Subject: Re: Improve spinlock performance by moving work to one core

On 11/05/2015 11:28 PM, Ling Ma wrote:
> Longman
>
> Thanks for your suggestion.
> We will look for real scenario to test, and could you please introduce
> some benchmarks on spinlock ?
>
> Regards
> Ling
>
>

The kernel has been well optimized for most common workloads that
spinlock contention is usually not a performance bottleneck.
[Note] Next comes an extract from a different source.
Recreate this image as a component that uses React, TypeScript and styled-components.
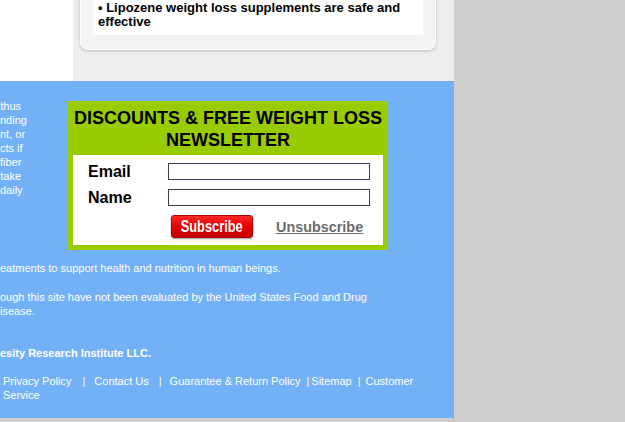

There are
still corner cases where there is heavy spinlock contention.

I used a spinlock loop microbenchmark like what you are doing as well as
AIM7 for application level testing.

Cheers,
Longman

2015-11-23 09:41:58

by Ling Ma

[permalink] [raw]

Subject: Re: Improve spinlock performance by moving work to one core

Hi Longman,

Attachments include user space application thread.c and kernel patch
spinlock-test.patch based on kernel 4.3.0-rc4

we run thread.c with kernel patch, test original and new spinlock respectively,
perf top -G indicates thread.c cause cache_alloc_refill and
cache_flusharray functions to spend ~25% time on original spinlock,
after introducing new spinlock in two functions, the cost time become ~22%.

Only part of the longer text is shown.